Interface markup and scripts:
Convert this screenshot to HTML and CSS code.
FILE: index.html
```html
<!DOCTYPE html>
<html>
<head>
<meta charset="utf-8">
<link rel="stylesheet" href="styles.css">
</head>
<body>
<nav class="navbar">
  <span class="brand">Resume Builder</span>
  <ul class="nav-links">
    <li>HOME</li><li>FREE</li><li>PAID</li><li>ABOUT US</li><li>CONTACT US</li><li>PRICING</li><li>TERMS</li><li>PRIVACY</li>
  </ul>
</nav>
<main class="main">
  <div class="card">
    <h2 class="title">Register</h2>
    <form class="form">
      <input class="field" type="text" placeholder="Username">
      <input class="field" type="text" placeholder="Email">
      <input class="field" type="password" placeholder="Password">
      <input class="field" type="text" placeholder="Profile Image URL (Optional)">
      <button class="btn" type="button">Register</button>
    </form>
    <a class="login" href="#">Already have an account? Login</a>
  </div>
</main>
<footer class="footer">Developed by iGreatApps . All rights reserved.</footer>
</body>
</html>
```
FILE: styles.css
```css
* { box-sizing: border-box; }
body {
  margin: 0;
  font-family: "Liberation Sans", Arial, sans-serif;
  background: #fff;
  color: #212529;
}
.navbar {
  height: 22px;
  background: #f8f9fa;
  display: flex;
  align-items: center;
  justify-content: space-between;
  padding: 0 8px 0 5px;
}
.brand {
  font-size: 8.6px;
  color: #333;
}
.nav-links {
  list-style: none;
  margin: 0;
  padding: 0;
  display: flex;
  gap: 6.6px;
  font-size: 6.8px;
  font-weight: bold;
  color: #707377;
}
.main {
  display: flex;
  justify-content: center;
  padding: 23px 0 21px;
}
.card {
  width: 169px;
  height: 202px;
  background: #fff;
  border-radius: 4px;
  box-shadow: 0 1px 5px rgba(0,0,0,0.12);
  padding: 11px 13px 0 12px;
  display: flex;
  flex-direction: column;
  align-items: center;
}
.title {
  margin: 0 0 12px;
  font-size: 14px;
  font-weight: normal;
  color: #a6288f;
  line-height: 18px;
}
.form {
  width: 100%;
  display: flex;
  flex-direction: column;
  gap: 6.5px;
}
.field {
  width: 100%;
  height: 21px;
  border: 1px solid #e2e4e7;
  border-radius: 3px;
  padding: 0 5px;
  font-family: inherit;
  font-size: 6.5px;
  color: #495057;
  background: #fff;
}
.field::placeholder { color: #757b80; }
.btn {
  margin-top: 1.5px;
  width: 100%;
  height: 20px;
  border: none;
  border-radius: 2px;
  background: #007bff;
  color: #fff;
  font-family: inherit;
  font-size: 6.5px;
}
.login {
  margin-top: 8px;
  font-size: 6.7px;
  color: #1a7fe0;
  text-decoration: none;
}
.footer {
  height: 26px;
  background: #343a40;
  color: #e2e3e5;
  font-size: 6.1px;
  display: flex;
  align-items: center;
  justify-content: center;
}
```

---

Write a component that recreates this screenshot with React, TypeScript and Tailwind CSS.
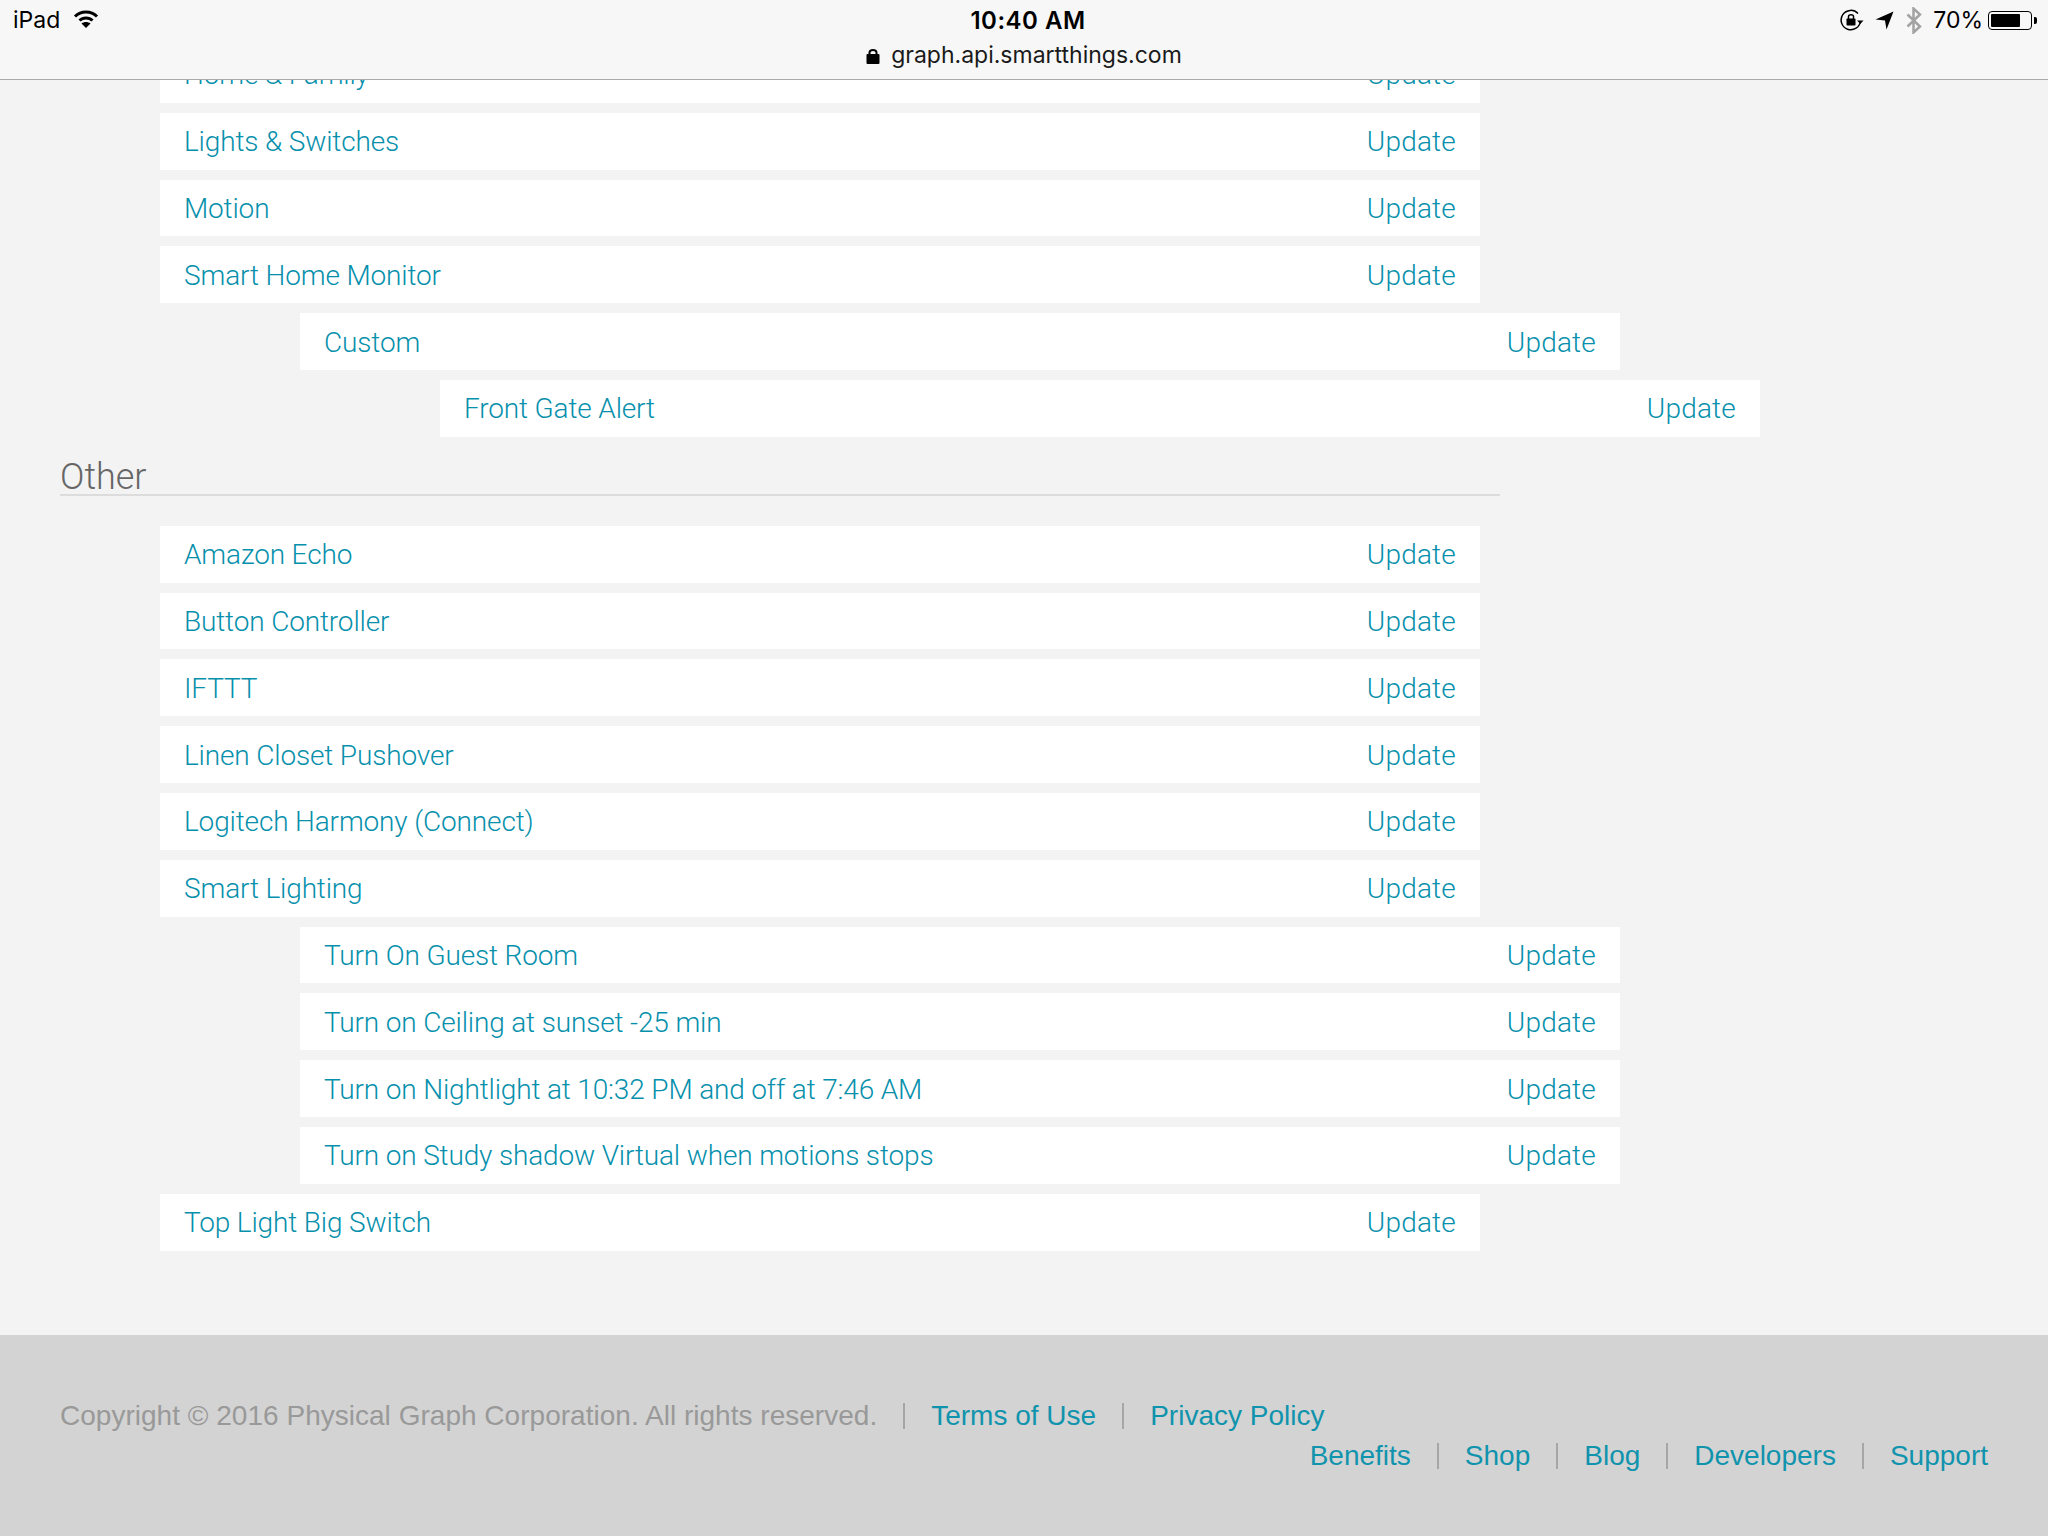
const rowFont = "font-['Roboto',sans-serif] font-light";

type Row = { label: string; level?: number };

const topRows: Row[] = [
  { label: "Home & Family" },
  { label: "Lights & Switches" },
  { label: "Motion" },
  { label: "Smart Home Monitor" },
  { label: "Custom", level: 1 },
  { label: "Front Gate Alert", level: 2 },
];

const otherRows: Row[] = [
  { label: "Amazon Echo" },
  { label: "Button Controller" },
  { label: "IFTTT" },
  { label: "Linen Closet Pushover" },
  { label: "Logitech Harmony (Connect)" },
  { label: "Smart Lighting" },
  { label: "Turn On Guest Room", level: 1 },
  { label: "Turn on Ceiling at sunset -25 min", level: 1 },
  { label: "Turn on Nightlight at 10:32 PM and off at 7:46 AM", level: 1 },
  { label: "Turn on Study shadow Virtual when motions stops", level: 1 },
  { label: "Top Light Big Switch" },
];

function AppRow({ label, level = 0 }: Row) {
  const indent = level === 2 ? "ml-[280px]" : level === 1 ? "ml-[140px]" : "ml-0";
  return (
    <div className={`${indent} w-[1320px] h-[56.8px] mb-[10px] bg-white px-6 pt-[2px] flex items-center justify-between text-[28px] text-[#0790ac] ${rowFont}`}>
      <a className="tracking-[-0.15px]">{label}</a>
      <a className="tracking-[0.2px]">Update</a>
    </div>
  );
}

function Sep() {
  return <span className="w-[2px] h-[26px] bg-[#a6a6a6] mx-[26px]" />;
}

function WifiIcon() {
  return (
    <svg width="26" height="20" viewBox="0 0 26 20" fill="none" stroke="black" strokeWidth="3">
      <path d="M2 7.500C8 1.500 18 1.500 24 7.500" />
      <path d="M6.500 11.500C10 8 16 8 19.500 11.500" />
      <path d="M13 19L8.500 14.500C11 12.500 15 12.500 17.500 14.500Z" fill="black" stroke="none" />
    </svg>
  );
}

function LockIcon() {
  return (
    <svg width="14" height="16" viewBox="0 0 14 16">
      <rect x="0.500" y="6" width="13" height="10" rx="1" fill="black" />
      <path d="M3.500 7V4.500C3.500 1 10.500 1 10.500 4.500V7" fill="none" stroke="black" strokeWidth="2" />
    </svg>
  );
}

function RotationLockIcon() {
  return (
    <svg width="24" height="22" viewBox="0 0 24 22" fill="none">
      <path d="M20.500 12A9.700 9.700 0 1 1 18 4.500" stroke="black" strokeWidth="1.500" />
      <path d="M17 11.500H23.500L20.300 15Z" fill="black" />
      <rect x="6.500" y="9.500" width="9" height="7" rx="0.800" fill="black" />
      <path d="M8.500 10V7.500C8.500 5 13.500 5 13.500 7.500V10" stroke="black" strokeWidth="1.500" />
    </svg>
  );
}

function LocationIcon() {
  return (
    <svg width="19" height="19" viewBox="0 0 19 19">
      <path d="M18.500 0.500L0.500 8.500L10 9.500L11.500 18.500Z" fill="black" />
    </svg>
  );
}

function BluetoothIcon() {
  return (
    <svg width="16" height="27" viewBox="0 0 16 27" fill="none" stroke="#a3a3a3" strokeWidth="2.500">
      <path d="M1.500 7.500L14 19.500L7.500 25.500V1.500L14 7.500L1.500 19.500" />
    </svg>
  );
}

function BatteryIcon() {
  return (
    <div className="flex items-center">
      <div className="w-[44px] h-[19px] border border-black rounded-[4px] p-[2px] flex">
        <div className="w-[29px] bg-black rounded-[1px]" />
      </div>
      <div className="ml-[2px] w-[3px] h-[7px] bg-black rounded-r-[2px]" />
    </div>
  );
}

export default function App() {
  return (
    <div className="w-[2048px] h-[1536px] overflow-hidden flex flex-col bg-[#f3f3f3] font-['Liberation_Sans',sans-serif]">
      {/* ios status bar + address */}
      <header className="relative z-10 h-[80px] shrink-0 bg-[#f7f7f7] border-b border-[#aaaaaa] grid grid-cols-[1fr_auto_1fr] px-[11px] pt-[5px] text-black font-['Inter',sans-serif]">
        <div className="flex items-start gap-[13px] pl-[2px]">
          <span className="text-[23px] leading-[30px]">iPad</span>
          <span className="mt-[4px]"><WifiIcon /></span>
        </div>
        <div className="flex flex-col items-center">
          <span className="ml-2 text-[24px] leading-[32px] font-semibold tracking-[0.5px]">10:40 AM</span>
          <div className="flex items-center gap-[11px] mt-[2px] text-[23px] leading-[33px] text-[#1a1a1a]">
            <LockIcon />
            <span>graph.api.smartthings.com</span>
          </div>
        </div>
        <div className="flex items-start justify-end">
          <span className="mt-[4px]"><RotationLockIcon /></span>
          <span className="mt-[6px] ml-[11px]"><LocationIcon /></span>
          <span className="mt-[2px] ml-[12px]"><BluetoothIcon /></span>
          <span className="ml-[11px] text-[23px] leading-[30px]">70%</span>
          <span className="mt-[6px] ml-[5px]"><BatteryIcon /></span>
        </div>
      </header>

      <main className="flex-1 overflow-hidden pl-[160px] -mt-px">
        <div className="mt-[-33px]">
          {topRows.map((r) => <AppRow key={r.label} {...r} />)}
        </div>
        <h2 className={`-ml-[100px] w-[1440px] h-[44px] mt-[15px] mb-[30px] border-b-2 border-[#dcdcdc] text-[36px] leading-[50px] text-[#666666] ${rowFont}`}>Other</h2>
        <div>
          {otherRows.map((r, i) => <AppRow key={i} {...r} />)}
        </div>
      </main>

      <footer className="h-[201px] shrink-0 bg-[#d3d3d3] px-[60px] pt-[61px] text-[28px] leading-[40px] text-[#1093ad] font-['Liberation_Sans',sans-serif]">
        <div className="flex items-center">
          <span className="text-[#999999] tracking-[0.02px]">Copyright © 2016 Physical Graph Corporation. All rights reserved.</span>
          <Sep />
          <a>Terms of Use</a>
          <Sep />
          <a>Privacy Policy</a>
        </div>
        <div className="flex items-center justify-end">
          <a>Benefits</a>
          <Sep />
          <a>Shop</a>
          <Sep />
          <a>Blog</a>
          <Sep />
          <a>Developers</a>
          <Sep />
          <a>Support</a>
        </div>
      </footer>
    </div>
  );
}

==

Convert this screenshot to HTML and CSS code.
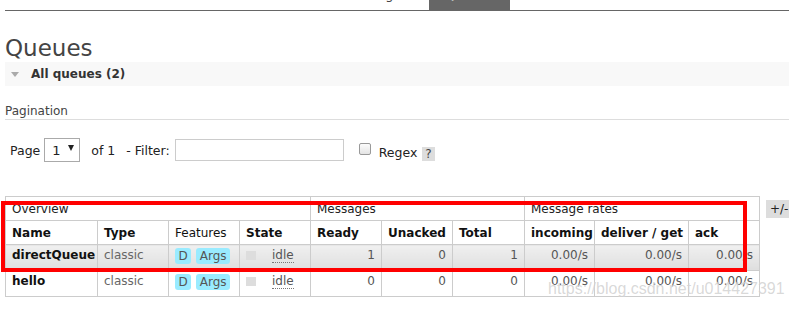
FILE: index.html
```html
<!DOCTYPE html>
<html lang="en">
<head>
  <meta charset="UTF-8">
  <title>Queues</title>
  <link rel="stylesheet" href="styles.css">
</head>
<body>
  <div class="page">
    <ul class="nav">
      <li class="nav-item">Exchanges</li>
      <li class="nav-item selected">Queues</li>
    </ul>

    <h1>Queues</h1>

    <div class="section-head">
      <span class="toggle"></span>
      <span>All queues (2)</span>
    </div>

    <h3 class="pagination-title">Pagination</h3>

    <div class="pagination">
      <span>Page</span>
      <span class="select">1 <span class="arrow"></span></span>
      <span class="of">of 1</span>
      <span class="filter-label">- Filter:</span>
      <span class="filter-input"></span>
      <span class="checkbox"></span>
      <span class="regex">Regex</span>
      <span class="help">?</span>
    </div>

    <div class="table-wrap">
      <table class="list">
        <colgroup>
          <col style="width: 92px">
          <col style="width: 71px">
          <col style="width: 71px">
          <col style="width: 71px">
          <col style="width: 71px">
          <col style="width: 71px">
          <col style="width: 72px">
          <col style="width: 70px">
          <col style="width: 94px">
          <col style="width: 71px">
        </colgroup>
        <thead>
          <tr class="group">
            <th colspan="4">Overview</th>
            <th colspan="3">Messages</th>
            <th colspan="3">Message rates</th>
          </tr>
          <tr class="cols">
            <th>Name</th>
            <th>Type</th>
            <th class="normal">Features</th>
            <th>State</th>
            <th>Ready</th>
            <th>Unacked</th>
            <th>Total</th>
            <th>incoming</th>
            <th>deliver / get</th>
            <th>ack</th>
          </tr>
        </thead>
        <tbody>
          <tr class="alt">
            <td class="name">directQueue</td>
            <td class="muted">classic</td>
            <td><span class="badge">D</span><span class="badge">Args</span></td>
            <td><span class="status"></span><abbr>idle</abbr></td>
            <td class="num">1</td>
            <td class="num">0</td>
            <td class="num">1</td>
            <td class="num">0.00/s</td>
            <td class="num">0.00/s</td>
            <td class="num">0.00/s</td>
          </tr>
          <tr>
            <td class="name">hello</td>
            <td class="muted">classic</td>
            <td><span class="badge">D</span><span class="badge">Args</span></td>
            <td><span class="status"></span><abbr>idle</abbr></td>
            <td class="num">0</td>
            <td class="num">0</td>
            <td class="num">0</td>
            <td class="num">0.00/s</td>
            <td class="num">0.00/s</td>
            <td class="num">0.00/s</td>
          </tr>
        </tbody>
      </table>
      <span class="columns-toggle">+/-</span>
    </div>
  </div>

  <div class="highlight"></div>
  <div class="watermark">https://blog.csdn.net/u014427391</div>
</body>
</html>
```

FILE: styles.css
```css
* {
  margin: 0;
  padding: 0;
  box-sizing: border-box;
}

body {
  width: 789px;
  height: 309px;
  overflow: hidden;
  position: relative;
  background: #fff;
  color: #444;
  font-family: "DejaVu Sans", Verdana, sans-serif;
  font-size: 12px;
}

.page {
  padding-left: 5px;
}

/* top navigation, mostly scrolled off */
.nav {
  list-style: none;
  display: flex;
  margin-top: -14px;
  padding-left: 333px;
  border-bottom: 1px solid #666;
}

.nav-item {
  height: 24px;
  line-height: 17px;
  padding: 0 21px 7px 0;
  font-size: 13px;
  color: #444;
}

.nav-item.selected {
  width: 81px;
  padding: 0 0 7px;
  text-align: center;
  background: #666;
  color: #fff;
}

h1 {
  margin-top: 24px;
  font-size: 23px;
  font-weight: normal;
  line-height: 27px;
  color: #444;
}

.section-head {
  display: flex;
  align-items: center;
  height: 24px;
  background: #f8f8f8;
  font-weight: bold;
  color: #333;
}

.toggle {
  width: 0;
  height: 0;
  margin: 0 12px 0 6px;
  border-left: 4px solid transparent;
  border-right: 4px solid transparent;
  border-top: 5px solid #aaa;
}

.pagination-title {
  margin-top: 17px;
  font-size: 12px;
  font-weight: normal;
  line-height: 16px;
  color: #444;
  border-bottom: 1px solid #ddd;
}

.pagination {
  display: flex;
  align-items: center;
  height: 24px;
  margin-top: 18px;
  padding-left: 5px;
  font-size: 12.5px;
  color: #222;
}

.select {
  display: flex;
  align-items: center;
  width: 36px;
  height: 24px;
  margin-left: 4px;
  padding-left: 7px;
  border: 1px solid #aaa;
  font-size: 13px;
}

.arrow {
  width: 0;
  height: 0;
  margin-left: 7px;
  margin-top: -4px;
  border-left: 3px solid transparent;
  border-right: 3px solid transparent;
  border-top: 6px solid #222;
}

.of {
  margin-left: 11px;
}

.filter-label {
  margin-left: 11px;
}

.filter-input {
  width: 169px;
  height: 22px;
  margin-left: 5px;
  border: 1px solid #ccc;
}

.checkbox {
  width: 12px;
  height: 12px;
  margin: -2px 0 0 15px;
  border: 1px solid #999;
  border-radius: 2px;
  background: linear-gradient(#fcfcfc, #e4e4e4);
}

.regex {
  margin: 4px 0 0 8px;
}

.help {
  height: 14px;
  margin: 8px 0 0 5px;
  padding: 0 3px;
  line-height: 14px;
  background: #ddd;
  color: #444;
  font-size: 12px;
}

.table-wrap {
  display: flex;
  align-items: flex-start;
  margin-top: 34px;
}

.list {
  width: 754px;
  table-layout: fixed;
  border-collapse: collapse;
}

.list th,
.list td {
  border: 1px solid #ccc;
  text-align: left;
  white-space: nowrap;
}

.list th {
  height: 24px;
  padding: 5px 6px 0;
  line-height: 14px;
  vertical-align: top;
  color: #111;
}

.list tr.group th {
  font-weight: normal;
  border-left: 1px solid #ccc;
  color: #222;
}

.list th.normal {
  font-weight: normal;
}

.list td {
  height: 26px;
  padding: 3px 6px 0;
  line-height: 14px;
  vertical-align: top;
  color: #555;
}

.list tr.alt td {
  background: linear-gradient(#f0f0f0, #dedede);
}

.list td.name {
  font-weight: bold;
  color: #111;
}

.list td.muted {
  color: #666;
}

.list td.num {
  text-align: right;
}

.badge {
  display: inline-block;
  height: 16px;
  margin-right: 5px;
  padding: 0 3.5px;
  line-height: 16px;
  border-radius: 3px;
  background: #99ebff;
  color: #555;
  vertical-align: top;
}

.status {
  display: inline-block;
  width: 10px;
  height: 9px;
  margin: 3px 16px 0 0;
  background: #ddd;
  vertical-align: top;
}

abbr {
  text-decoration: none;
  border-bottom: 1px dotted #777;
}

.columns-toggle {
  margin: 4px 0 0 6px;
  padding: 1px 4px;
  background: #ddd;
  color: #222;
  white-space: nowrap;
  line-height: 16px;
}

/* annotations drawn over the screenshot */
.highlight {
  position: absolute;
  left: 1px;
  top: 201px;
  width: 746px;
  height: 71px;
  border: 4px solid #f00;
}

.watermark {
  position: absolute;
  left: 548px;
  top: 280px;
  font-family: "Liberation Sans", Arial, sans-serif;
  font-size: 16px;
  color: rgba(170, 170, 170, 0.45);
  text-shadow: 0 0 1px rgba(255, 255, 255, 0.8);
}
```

What you are asked to do:
From the entries above, copy out every line where the string "screenshot" appears.

Answer in full:
Convert this screenshot to HTML and CSS code.
Write a component that recreates this screenshot with React, TypeScript and Tailwind CSS.
Convert this screenshot to HTML and CSS code.
/* annotations drawn over the screenshot */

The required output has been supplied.